[Pages as source code]

....

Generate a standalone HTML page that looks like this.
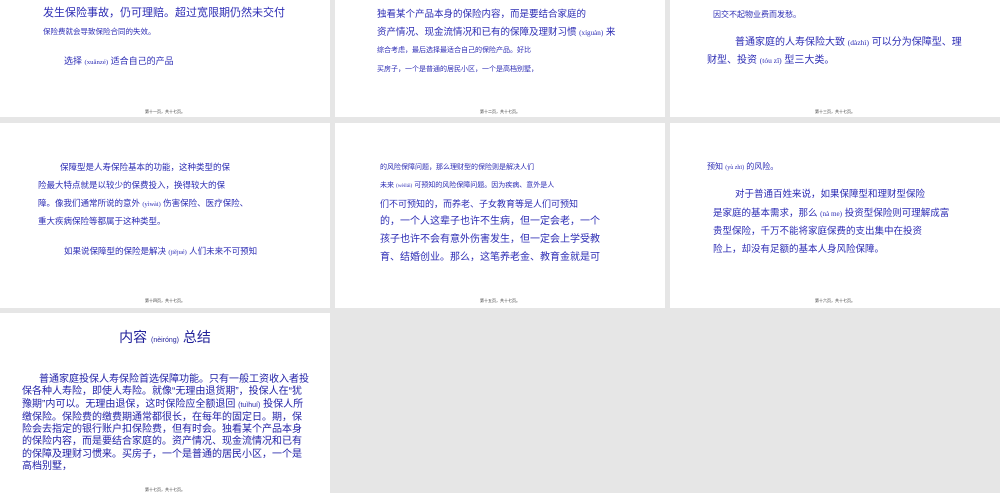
<!DOCTYPE html>
<html><head><meta charset="utf-8"><style>
body{margin:0;width:1000px;height:493px;background:#e6e6e6;overflow:hidden;position:relative;font-family:"Liberation Sans","Noto Sans CJK SC",sans-serif;color:#2c2cb4}
.s{position:absolute;background:#fff;overflow:hidden}
.t{position:absolute;white-space:nowrap;line-height:1}
.p{font-family:"Liberation Serif",serif;font-size:0.75em}
.f{position:absolute;font-size:4px;color:#333;width:100%;text-align:center;line-height:1}
</style></head><body>
<div class="s" style="left:0;top:0;width:330px;height:117px">
<div class="t" style="left:43px;top:8px;font-size:11px">发生保险事故，仍可理赔。超过宽限期仍然未交付</div>
<div class="t" style="left:43px;top:28px;font-size:7.5px">保险费就会导致保险合同的失效。</div>
<div class="t" style="left:64px;top:57px;font-size:9px">选择 <span class="p">(xuǎnzé)</span> 适合自己的产品</div>
<div class="f" style="top:110px">第十一页，共十七页。</div></div>
<div class="s" style="left:335px;top:0;width:330px;height:117px">
<div class="t" style="left:42px;top:10px;font-size:9.5px">独看某个产品本身的保险内容，而是要结合家庭的</div>
<div class="t" style="left:42px;top:28px;font-size:9.5px">资产情况、现金流情况和已有的保障及理财习惯 <span class="p">(xíguàn)</span> 来</div>
<div class="t" style="left:42px;top:47px;font-size:7px">综合考虑，最后选择最适合自己的保险产品。好比</div>
<div class="t" style="left:42px;top:66px;font-size:7px">买房子，一个是普通的居民小区，一个是高档别墅，</div>
<div class="f" style="top:110px">第十二页，共十七页。</div></div>
<div class="s" style="left:670px;top:0;width:330px;height:117px">
<div class="t" style="left:43px;top:11px;font-size:8px">因交不起物业费而发愁。</div>
<div class="t" style="left:65px;top:38px;font-size:10px">普通家庭的人寿保险大致 <span class="p">(dàzhì)</span> 可以分为保障型、理</div>
<div class="t" style="left:37px;top:56px;font-size:10px">财型、投资 <span class="p">(tóu zī)</span> 型三大类。</div>
<div class="f" style="top:110px">第十三页，共十七页。</div></div>
<div class="s" style="left:0;top:123px;width:330px;height:185px">
<div class="t" style="left:60px;top:40px;font-size:8.5px">保障型是人寿保险基本的功能，这种类型的保</div>
<div class="t" style="left:38px;top:58px;font-size:8.5px">险最大特点就是以较少的保费投入，换得较大的保</div>
<div class="t" style="left:38px;top:76px;font-size:8.5px">障。像我们通常所说的意外 <span class="p">(yìwài)</span> 伤害保险、医疗保险、</div>
<div class="t" style="left:38px;top:94px;font-size:8.5px">重大疾病保险等都属于这种类型。</div>
<div class="t" style="left:64px;top:124px;font-size:8.5px">如果说保障型的保险是解决 <span class="p">(jiějué)</span> 人们未来不可预知</div>
<div class="f" style="top:176px">第十四页，共十七页。</div></div>
<div class="s" style="left:335px;top:123px;width:330px;height:185px">
<div class="t" style="left:45px;top:41px;font-size:7px">的风险保障问题，那么理财型的保险则是解决人们</div>
<div class="t" style="left:45px;top:59px;font-size:7px">未来 <span class="p">(wèilái)</span> 可预知的风险保障问题。因为疾病、意外是人</div>
<div class="t" style="left:45px;top:77px;font-size:9px">们不可预知的，而养老、子女教育等是人们可预知</div>
<div class="t" style="left:45px;top:94px;font-size:10px">的，一个人这辈子也许不生病，但一定会老，一个</div>
<div class="t" style="left:45px;top:112px;font-size:10px">孩子也许不会有意外伤害发生，但一定会上学受教</div>
<div class="t" style="left:45px;top:130px;font-size:10px">育、结婚创业。那么，这笔养老金、教育金就是可</div>
<div class="f" style="top:176px">第十五页，共十七页。</div></div>
<div class="s" style="left:670px;top:123px;width:330px;height:185px">
<div class="t" style="left:37px;top:40px;font-size:8px">预知 <span class="p">(yù zhī)</span> 的风险。</div>
<div class="t" style="left:65px;top:67px;font-size:9.5px">对于普通百姓来说，如果保障型和理财型保险</div>
<div class="t" style="left:43px;top:86px;font-size:9.5px">是家庭的基本需求，那么 <span class="p">(nà me)</span> 投资型保险则可理解成富</div>
<div class="t" style="left:43px;top:104px;font-size:9.5px">贵型保险，千万不能将家庭保费的支出集中在投资</div>
<div class="t" style="left:43px;top:122px;font-size:9.5px">险上，却没有足额的基本人身风险保障。</div>
<div class="f" style="top:176px">第十六页，共十七页。</div></div>
<div class="s" style="left:0;top:313px;width:330px;height:180px">
<div class="t" style="left:0;width:330px;text-align:center;top:17px;font-size:14px;color:#22229a">内容 <span style="font-size:7px">(nèiróng)</span> 总结</div>
<div style="position:absolute;left:22px;top:61px;font-size:10px;line-height:12.3px;white-space:nowrap;color:#2222a8">
<div style="padding-left:17px">普通家庭投保人寿保险首选保障功能。只有一般工资收入者投</div>
<div>保各种人寿险，即使人寿险。就像“无理由退货期”，投保人在“犹</div>
<div>豫期”内可以。无理由退保，这时保险应全额退回 <span style="font-size:7px">(tuìhuí)</span> 投保人所</div>
<div>缴保险。保险费的缴费期通常都很长，在每年的固定日。期，保</div>
<div>险会去指定的银行账户扣保险费，但有时会。独看某个产品本身</div>
<div>的保险内容，而是要结合家庭的。资产情况、现金流情况和已有</div>
<div>的保障及理财习惯来。买房子，一个是普通的居民小区，一个是</div>
<div>高档别墅，</div></div>
<div class="f" style="top:175px">第十七页，共十七页。</div></div>
</body></html>
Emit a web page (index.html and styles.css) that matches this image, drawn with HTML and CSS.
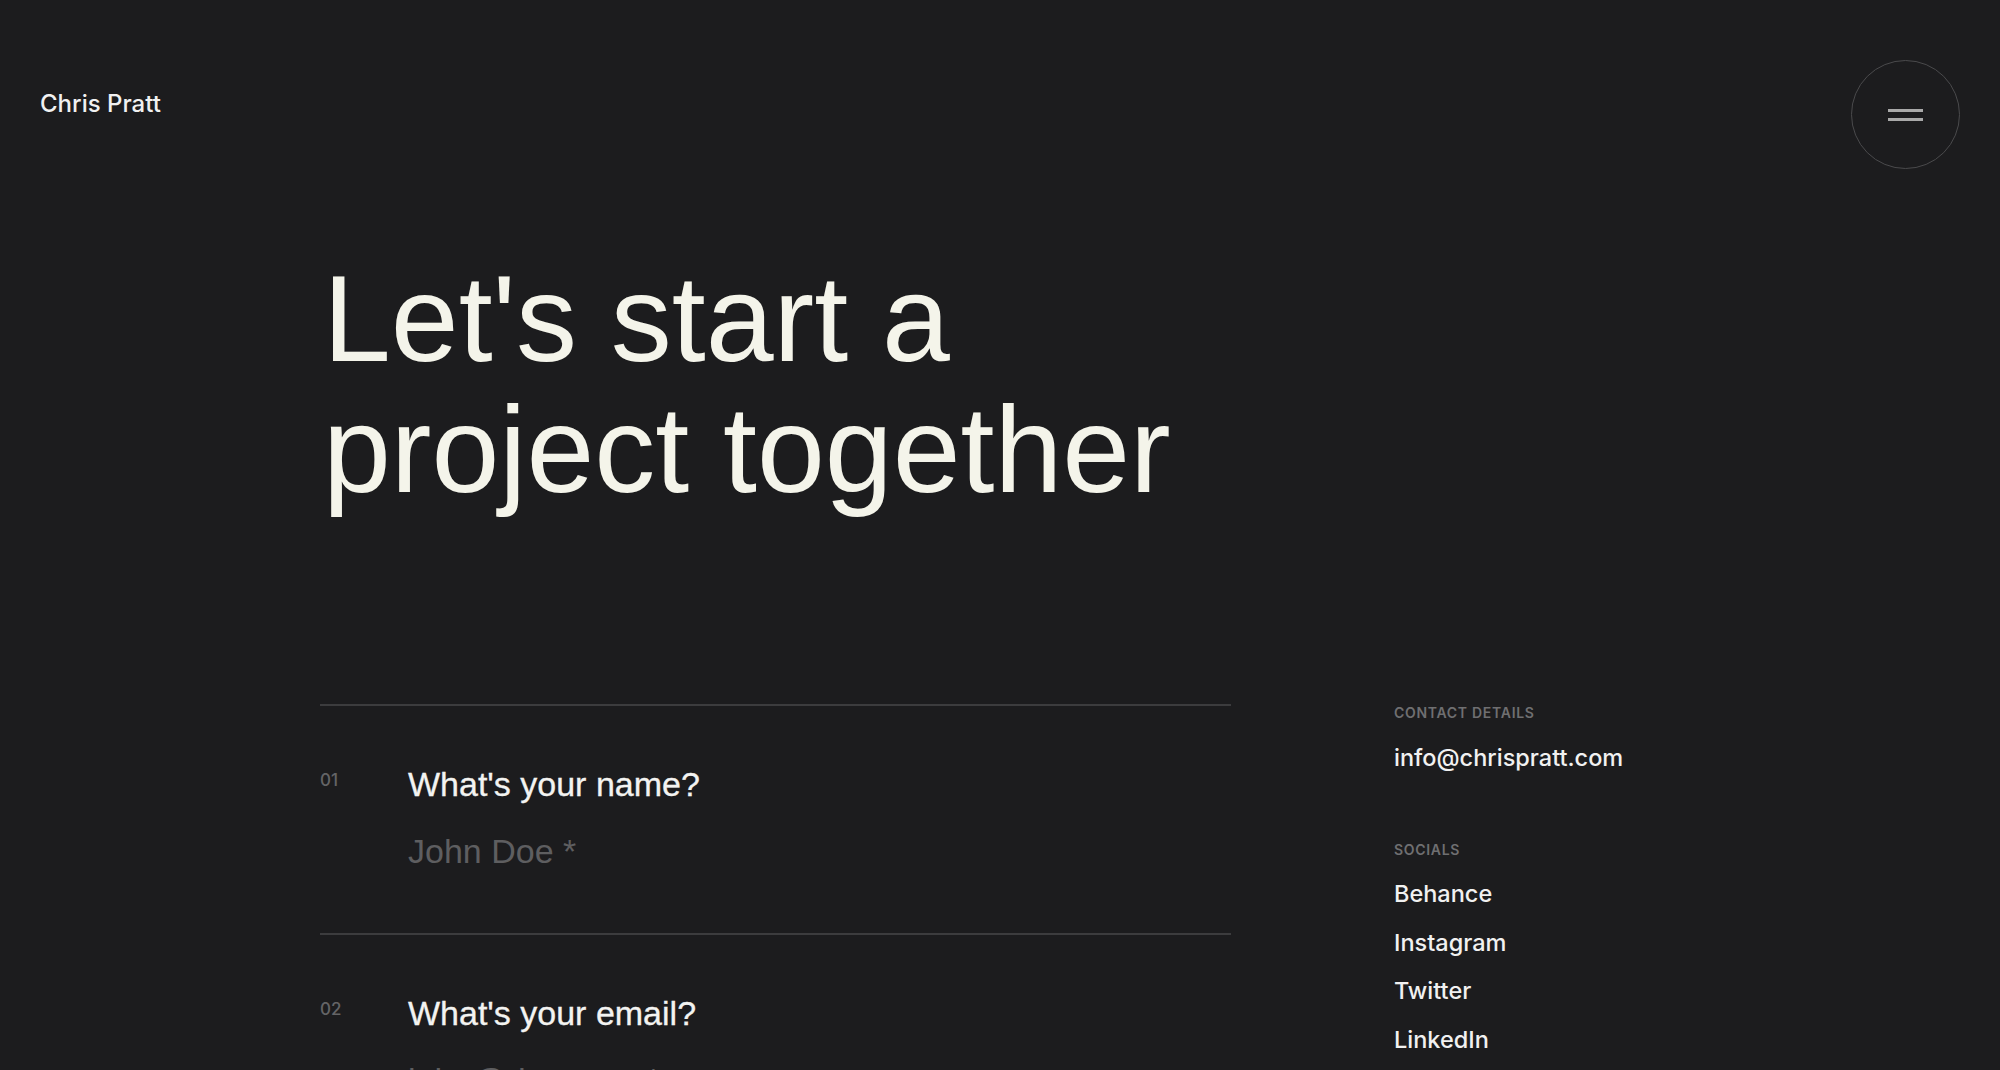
FILE: index.html
```html
<!DOCTYPE html>
<html lang="en">
<head>
<meta charset="utf-8">
<title>Contact — Chris Pratt</title>
<link rel="stylesheet" href="styles.css">
</head>
<body>
<header class="site-header">
  <a class="brand" href="#">Chris Pratt</a>
  <button class="menu-btn" type="button" aria-label="Open menu">
    <span class="menu-bar"></span>
    <span class="menu-bar"></span>
  </button>
</header>
<main class="contact">
  <h1 class="title">Let's start a<br>project together</h1>
  <div class="contact-body">
    <form class="form">
      <div class="field">
        <span class="field-num">01</span>
        <div class="field-main">
          <label class="field-label" for="name">What's your name?</label>
          <input class="field-input" id="name" type="text" placeholder="John Doe *">
        </div>
      </div>
      <div class="field">
        <span class="field-num">02</span>
        <div class="field-main">
          <label class="field-label" for="email">What's your email?</label>
          <input class="field-input" id="email" type="email" placeholder="john@doe.com *">
        </div>
      </div>
    </form>
    <aside class="details">
      <section class="details-group">
        <h5 class="details-title">Contact Details</h5>
        <a class="details-link" href="#">info@chrispratt.com</a>
      </section>
      <section class="details-group details-group-socials">
        <h5 class="details-title">Socials</h5>
        <ul class="social-list">
          <li><a class="details-link" href="#">Behance</a></li>
          <li><a class="details-link" href="#">Instagram</a></li>
          <li><a class="details-link" href="#">Twitter</a></li>
          <li><a class="details-link" href="#">LinkedIn</a></li>
        </ul>
      </section>
    </aside>
  </div>
</main>
</body>
</html>
```
FILE: styles.css
```css
* { box-sizing: border-box; }

html, body {
  margin: 0;
  padding: 0;
  height: 100%;
  overflow: hidden;
}

body {
  background: #1c1c1e;
  color: #f2f2f2;
  font-family: Inter, "Noto Sans", sans-serif;
}

a { color: inherit; text-decoration: none; }

.site-header {
  display: flex;
  justify-content: space-between;
  align-items: flex-start;
  padding: 60px 40px 0 40px;
}

.brand {
  margin-top: 30px;
  font-size: 24px;
  font-weight: 500;
  line-height: 28px;
  color: #f1f1f1;
}

.menu-btn {
  width: 109px;
  height: 109px;
  border-radius: 50%;
  border: 1px solid #4a4a4c;
  background: transparent;
  padding: 0;
  display: flex;
  flex-direction: column;
  align-items: center;
  justify-content: center;
  gap: 6px;
  cursor: pointer;
}

.menu-bar {
  display: block;
  width: 35px;
  height: 3px;
  background: #a9a9a9;
}

.contact {
  padding-left: 320px;
}

.title {
  margin: 85px 0 0 3px;
  font-family: "Liberation Sans", Arial, sans-serif;
  font-weight: 400;
  font-size: 122px;
  line-height: 131px;
  color: #f4f4ea;
}

.contact-body {
  margin-top: 188px;
  display: flex;
  align-items: flex-start;
  gap: 163px;
}

.form {
  width: 911px;
  margin: 0;
}

.field {
  display: flex;
  align-items: flex-start;
  border-top: 2px solid #3c3c3e;
  padding: 59px 0 63px 0;
}

.field-num {
  width: 88px;
  flex: none;
  margin-top: 5px;
  font-size: 17px;
  font-weight: 500;
  line-height: 20px;
  color: #646466;
}

.field-main {
  display: flex;
  flex-direction: column;
  gap: 29px;
  flex: 1;
}

.field-label {
  font-family: "Liberation Sans", Arial, sans-serif;
  font-size: 34px;
  line-height: 38px;
  color: #f3f3f1;
  -webkit-text-stroke: 0.3px #f3f3f1;
}

.field-input {
  height: 38px;
  padding: 0;
  border: 0;
  outline: none;
  background: transparent;
  font-family: "Liberation Sans", Arial, sans-serif;
  font-size: 34px;
  line-height: 38px;
  color: #f3f3f1;
}

.field-input::placeholder {
  color: #5e5e60;
  opacity: 1;
}

.details {
  display: flex;
  flex-direction: column;
}

.details-group {
  display: flex;
  flex-direction: column;
  gap: 23px;
}

.details-group-socials {
  margin-top: 69px;
  gap: 22px;
}

.details-title {
  margin: 0;
  font-size: 14px;
  line-height: 17px;
  font-weight: 600;
  letter-spacing: 0.05em;
  text-transform: uppercase;
  color: #6f6f71;
}

.details-link {
  display: block;
  font-size: 23.5px;
  line-height: 28px;
  font-weight: 500;
  color: #f1f1f1;
}

.social-list {
  list-style: none;
  margin: 0;
  padding: 0;
  display: flex;
  flex-direction: column;
  gap: 20.5px;
}
```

....

● GIVEN EXERCISE: Leave out every line without the string "this" and copy the rest.

● PROBLEM SOLUTION:
Generate a standalone HTML page that looks like this.
Emit a web page (index.html and styles.css) that matches this image, drawn with HTML and CSS.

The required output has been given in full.